Theoretical and empirical studies on scanning in general concentrates on three areas that we will refer to as strategic orientations, domain of application and management practices.

Strategic orientations include the objectives, reasons and motivations underlying scanning practices. Although many different theories have been developed around this first component, very few have been verified empirically. Robertson (1992) suggests that the goal of scanning is innovation and the development of competitive advantages. Some other authors consider scanning to be a key factor in business success and strategic decision-making (Brusch, 1992; Fann and Smeltzer, 1989; Specht, 1987). Johnson and Kuehn (1987) associate information search with improvment of productivity. Scanning is also considered to be a strategic tool that enables firms to respond effectively to environmental changes (Schafer, 1990; Smeltzer et al., 1988). Other authors believe scanning to be a key factor in organizational survival (Radnor, 1992). Most, however, agree that it is a prerequisite for technological change. In 1993, the OECD reported that TECHSCAN was used in SMBs to satisfy many concerns: commercial (opportunities identification), technological (new technology adoption) and competitive (watching competitors).

The second component is the domain of application of TECHSCAN. The questions raised here concern information needs and the sources used to obtain information. Most of the empirical research carried out so far has addressed these issues. Information needs are generally classified to distinguish the different types of scanning (technological, commercial, competitive, strategic) and the scope of scanning practices (operation as opposed to general environment).
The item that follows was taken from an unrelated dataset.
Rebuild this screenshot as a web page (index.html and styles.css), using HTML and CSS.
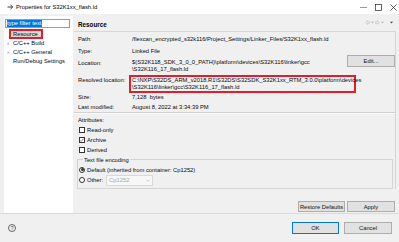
FILE: index.html
```html
<!DOCTYPE html>
<html>
<head>
<meta charset="utf-8">
<link rel="stylesheet" href="styles.css">
</head>
<body>
<div class="window">
  <div class="titlebar">
    <svg class="app-icon" width="7" height="6" viewBox="0 0 7 6"><path d="M0.5 3H5M3.5 1L5.8 3L3.5 5" fill="none" stroke="#3a3a3a" stroke-width="1"/></svg>
    <span class="title">Properties for S32K1xx_flash.ld</span>
    <div class="winctrls">
      <svg width="7" height="7" viewBox="0 0 7 7"><path d="M0 3.5H7" stroke="#555" stroke-width="0.6"/></svg>
      <svg width="7" height="7" viewBox="0 0 7 7"><rect x="0.5" y="0.5" width="6" height="6" fill="none" stroke="#222" stroke-width="0.7"/></svg>
      <svg width="7" height="7" viewBox="0 0 7 7"><path d="M0.5 0.5L6.5 6.5M6.5 0.5L0.5 6.5" stroke="#222" stroke-width="0.7"/></svg>
    </div>
  </div>
  <div class="main">
    <div class="sidebar">
      <div class="filter"><span class="sel">type filter text</span></div>
      <ul class="tree">
        <li class="item current"><span class="hl">Resource</span></li>
        <li class="item"><span class="exp">›</span>C/C++ Build</li>
        <li class="item"><span class="exp">›</span>C/C++ General</li>
        <li class="item"><span class="exp"></span>Run/Debug Settings</li>
      </ul>
    </div>
    <div class="content">
      <div class="header">
        <span class="heading">Resource</span>
        <div class="nav">
          <svg width="5" height="5" viewBox="0 0 5 5"><path d="M2.5 0.5L0.5 2.5L2.5 4.5V3.3H4.5V1.7H2.5Z" fill="none" stroke="#b5b5b5" stroke-width="0.5"/></svg>
          <svg width="3" height="3" viewBox="0 0 3 3"><path d="M0 0.8H3L1.5 2.4Z" fill="#b5b5b5"/></svg>
          <svg width="5" height="5" viewBox="0 0 5 5"><path d="M2.5 0.5L4.5 2.5L2.5 4.5V3.3H0.5V1.7H2.5Z" fill="none" stroke="#b5b5b5" stroke-width="0.5"/></svg>
          <svg width="3" height="3" viewBox="0 0 3 3"><path d="M0 0.8H3L1.5 2.4Z" fill="#b5b5b5"/></svg>
          <svg class="gap" width="3" height="3" viewBox="0 0 3 3"><path d="M0 0.8H3L1.5 2.4Z" fill="#444"/></svg>
        </div>
      </div>
      <div class="body">
        <div class="row r-path"><span class="lbl">Path:</span><span class="val">/flexcan_encrypted_s32k116/Project_Settings/Linker_Files/S32K1xx_flash.ld</span></div>
        <div class="row r-type"><span class="lbl">Type:</span><span class="val">Linked File</span></div>
        <div class="row r-loc">
          <span class="lbl">Location:</span>
          <span class="val two">$(S32K118_SDK_3_0_0_PATH)\platform\devices\S32K116\linker\gcc<br>\S32K116_17_flash.ld</span>
          <span class="btn edit">Edit...</span>
        </div>
        <div class="row r-res">
          <span class="lbl">Resolved location:</span>
          <span class="val redbox">C:\NXP\S32DS_ARM_v2018.R1\S32DS\S32SDK_S32K1xx_RTM_3.0.0\platform\devices<br>\S32K116\linker\gcc\S32K116_17_flash.ld</span>
        </div>
        <div class="row r-size"><span class="lbl">Size:</span><span class="val">7,128&nbsp; bytes</span></div>
        <div class="row r-mod"><span class="lbl">Last modified:</span><span class="val">August 8, 2022 at 3:34:39 PM</span></div>
        <div class="sep"></div>
        <div class="attrs-title">Attributes:</div>
        <div class="check"><span class="box"></span>Read-only</div>
        <div class="check"><span class="box"><svg width="6" height="6" viewBox="0 0 6 6"><path d="M1 3.2L2.4 4.6L5 1.4" fill="none" stroke="#333" stroke-width="0.6"/></svg></span>Archive</div>
        <div class="check"><span class="box"></span>Derived</div>
        <fieldset class="group">
          <legend>Text file encoding</legend>
          <div class="radio-row r1"><span class="radio on"></span>Default (inherited from container: Cp1252)</div>
          <div class="radio-row r2"><span class="radio"></span>Other:<span class="combo"><span>Cp1252</span><svg width="4" height="3" viewBox="0 0 4 3"><path d="M0.3 0.6L2 2.3L3.7 0.6" fill="none" stroke="#aaa" stroke-width="0.5"/></svg></span></div>
        </fieldset>
      </div>
      <div class="actions">
        <span class="btn restore">Restore Defaults</span>
        <span class="btn apply">Apply</span>
      </div>
    </div>
  </div>
  <div class="footer">
    <span class="help">?</span>
    <div class="footer-btns">
      <span class="btn ok">OK</span>
      <span class="btn cancel">Cancel</span>
    </div>
  </div>
</div>
</body>
</html>
```

FILE: styles.css
```css
html, body {
  margin: 0;
  padding: 0;
}
body {
  font-family: "Liberation Sans", Arial, sans-serif;
  font-size: 5.8px;
  color: #0a0a0a;
}
.window {
  width: 399px;
  height: 242px;
  background: #f0f0f0;
  overflow: hidden;
}
.titlebar {
  height: 14px;
  background: #ffffff;
  display: flex;
  align-items: center;
}
.app-icon {
  margin-left: 7px;
}
.title {
  margin-left: 2px;
  line-height: 8px;
  color: #000;
}
.winctrls {
  margin-left: auto;
  display: flex;
  gap: 8px;
  margin-right: 2px;
}
.main {
  height: 199px;
  display: flex;
  padding-left: 4px;
}
.sidebar {
  width: 69px;
  margin-top: 2px;
  background: #ffffff;
}
.filter {
  margin: 3px 0 0 1px;
  width: 62px;
  height: 7px;
  border: 1px solid #9a9a9a;
  padding: 0 0 0 1px;
  display: flex;
  align-items: center;
}
.sel {
  background: #0078d7;
  color: #fff;
  line-height: 7px;
  padding: 0 1px 0 0;
}
.tree {
  list-style: none;
  margin: 1px 0 0 0;
  padding: 0;
}
.item {
  height: 9px;
  line-height: 9px;
  display: flex;
  padding-left: 3px;
  white-space: nowrap;
}
.item.current {
  height: 10px;
  padding-left: 5px;
}
.hl {
  width: 28px;
  height: 6px;
  border: 2px solid #e31d2b;
  background: #d9d9d9;
  padding-left: 2px;
  line-height: 6px;
}
.exp {
  width: 6px;
  color: #7a7a7a;
  font-size: 6px;
}
.content {
  flex: 1;
  margin-left: 1px;
  margin-right: 3px;
  display: flex;
  flex-direction: column;
}
.header {
  border-bottom: 1px solid #d8d8d8;
  display: flex;
  align-items: flex-end;
  padding-left: 4px;
  box-sizing: border-box;
  height: 18px;
  padding-bottom: 2px;
}
.heading {
  font-weight: bold;
  font-size: 6.3px;
  line-height: 8px;
  color: #000;
}
.nav {
  margin-left: auto;
  align-self: center;
  display: flex;
  align-items: center;
  gap: 1px;
  margin-right: 3px;
  margin-top: 1px;
}
.nav .gap {
  margin-left: 5px;
}
.body {
  border-right: 1px solid #d4d4d4;
  height: 157px;
  box-sizing: border-box;
}
.row {
  display: grid;
  grid-template-columns: 54px 215px 48px;
  padding-left: 4px;
  line-height: 8px;
  white-space: nowrap;
}
.r-path { margin-top: 3px; }
.r-type { margin-top: 4px; }
.r-loc { margin-top: 0; }
.r-res { margin-top: 1px; }
.r-size { margin-top: 0; }
.r-mod { margin-top: 2.5px; }
.two {
  margin-top: 3.5px;
  line-height: 7.5px;
}
.r-loc .lbl {
  margin-top: 3.5px;
}
.redbox {
  margin-left: -3px;
  padding-left: 1px;
  width: 222px;
  border: 2px solid #e31d2b;
  line-height: 7.2px;
}
.r-res .lbl {
  margin-top: 1px;
}
.btn {
  display: flex;
  align-items: center;
  justify-content: center;
  background: #e1e1e1;
  border: 1px solid #adadad;
  box-sizing: border-box;
  color: #111;
  line-height: 8px;
}
.edit {
  width: 48px;
  height: 12px;
}
.sep {
  margin-top: 1px;
  height: 0;
  border-top: 1px solid #d2d2d2;
  border-bottom: 1px solid #fafafa;
}
.attrs-title {
  margin-top: 2px;
  padding-left: 4px;
  line-height: 8px;
}
.check {
  height: 10px;
  display: flex;
  align-items: center;
  padding-left: 5px;
  gap: 2px;
}
.attrs-title + .check {
  margin-top: 0.5px;
}
.box {
  width: 6px;
  height: 6px;
  border: 0.7px solid #333;
  background: #fff;
  box-sizing: border-box;
  display: flex;
}
.box svg {
  margin: -0.7px;
}
.group {
  margin: 1px 2px 0 3px;
  padding: 0 0 2px 1px;
  border: 1px solid #d4d4d4;
  min-inline-size: 0;
}
.group legend {
  padding: 0 1px;
  margin-left: 4px;
  line-height: 8px;
}
.radio-row {
  display: flex;
  align-items: center;
  gap: 2px;
}
.r1 {
  height: 10px;
  margin-top: 1px;
}
.r2 {
  height: 11px;
}
.radio {
  width: 6px;
  height: 6px;
  border: 0.7px solid #333;
  border-radius: 50%;
  background: #fff;
  box-sizing: border-box;
  display: flex;
  align-items: center;
  justify-content: center;
}
.radio.on::after {
  content: "";
  width: 3px;
  height: 3px;
  border-radius: 50%;
  background: #333;
}
.combo {
  margin-left: 1px;
  width: 47px;
  height: 11px;
  border: 1px solid #d9d9d9;
  background: #f7f7f7;
  box-sizing: border-box;
  display: flex;
  align-items: center;
  justify-content: space-between;
  padding: 0 2px 0 2px;
  color: #a8a8a8;
}
.actions {
  margin-top: 12px;
  display: flex;
  justify-content: flex-end;
  gap: 2px;
  padding-right: 1px;
}
.restore {
  width: 47px;
  height: 11px;
}
.apply {
  width: 48px;
  height: 11px;
}
.footer {
  border-top: 1px solid #dadada;
  height: 28px;
  display: flex;
  align-items: flex-start;
}
.help {
  margin: 10px 0 0 8px;
  width: 8px;
  height: 8px;
  box-sizing: border-box;
  border: 0.8px solid #666;
  border-radius: 50%;
  display: flex;
  align-items: center;
  justify-content: center;
  font-size: 5.5px;
  color: #555;
}
.footer-btns {
  margin-left: auto;
  margin-top: 8px;
  margin-right: 7px;
  display: flex;
  gap: 5px;
}
.ok {
  width: 47px;
  height: 12px;
  border-color: #0078d7;
}
.cancel {
  width: 48px;
  height: 12px;
}
```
According to Johnson and Kuehn (1987), SMBs managers spend much of their scanning time seeking market-related and technology-related information. With regard to TECHSCAN, Jokobiak (1991) distinguished four types of information: scientific, technical, technological and technical/economic information. The OECD research mentioned earlier (1993) noted that informations considered important by manufacturing SMBs revolve around a relatively stable core. In the area of technological information, SMBs consider information on products, materials and innovations to be the most important. With respect to information sources, Brusch (1992) distinguished between personal (customers, business contacts, competitors, suppliers, etc.) and impersonal sources (business publications, brochures, advertising, newspapers, etc.), and between formal (telephone surveys, structured interviews, etc.) and informal sources (telephone contacts, personal discussions, etc.). Fann and Smeltzer (1989) confirmed Specht’s (1987) findings that SMBs use mainly personal sources.

The third TECHSCAN component refer to management practices. The questions generally raised here concern staff participation, the methods used, the organization of scanning activities their level of formality and frequency and the inclusion of scanning in strategic management. Fann and Smeltzer (1989) observed that most small business managers obtain information in a highly informal way. They observe and analyze their competitors’ products, and also talk to customers and suppliers. Raymond and Lesca (1995) found that TECHSCAN is underdeveloped and highly informal in small businesses. The scanning activities revolve around the owner-manager, who runs the process in a relatively unenlightened way. The most detailed descriptions of scanning organization are theoretical in nature and have been provided by researchers working on scanning typologies. According to Jain (1984), scanning practices develop in four distinct phases: the primitive phase (no effort), the ad-hoc phase (awareness of the need to scan but no formal system introduced), the reactive phase (unplanned, unstructured activities) and the proactive phase (rigorous, intensive practices). Fahey et al. (1981) distinguished three types of scanning: irregular scanning (reactive), periodic scanning (partial integration of activities with objectives) and continuous scanning (structured opportunity seeking). These authors, after verifying their typology with a sample of professionals and managers, observed that the most complex scanning systems fell into the periodic category.


The Research Model

Given its instrumental role, we would expect TECHSCAN to be subject to the same factors that encourage or inhibit technological innovation. The literature suggests that the contingency factors related to scanning practices can be divided into four groups, concerned respectively with management, the firm, the environment and the information networks (see Figure 1).

The Theoretical Model


Radnor (1992) stated that managers who are unable to perceive the potential of technology cannot benefit from the dynamic element of technical change, nor can they seize opportunities or predict risks. Julien (1995) mentioned management quality, and emphasized the importance of the experience and training of the owner-manager and his/her assistants. He also noted that individual and collective scientific learning is a precondition for seeking and using scientific and technological information effectively, and added that a certain R&D capability is needed if scanning practices are to be effective. Different company-related factors have also been identified. Miles and Snow (1978) observed that the type of strategy adopted by a company affects the type of scanning. Similarly, Miller and Friesen (1982) noted that the nature of the information process varies according to company strategy. Johnson and Kuehn (1987) implicitly raised the question of size when they observed that small business managers spend more time than corporate managers on information seeking. According to Jain (1984), the need for a systematic scanning practice increases with organization size and complexity. Rothwell (1990) maintained that a firm’s ability to integrate outside know-how depends on the presence of specialized technical staff, management proactivity and level of education, and intensive use of communications networks. Network use depends in particular on accessibility and information quality (O’Reilly, 1982). According to Daft et al. (1988), environmental uncertainty is a good predictor of management scanning frequency. As perceived uncertainty increases, managers tend to diversify and intensify their use of information sources.


The Overall Research Hypothesis

Given the exploratory nature of the research, we retain the following general research hypothesis: that TECHSCAN practices are influenced by the owner-managers' profile, the characteristics of the firm, the perception of the environment, and the information networks.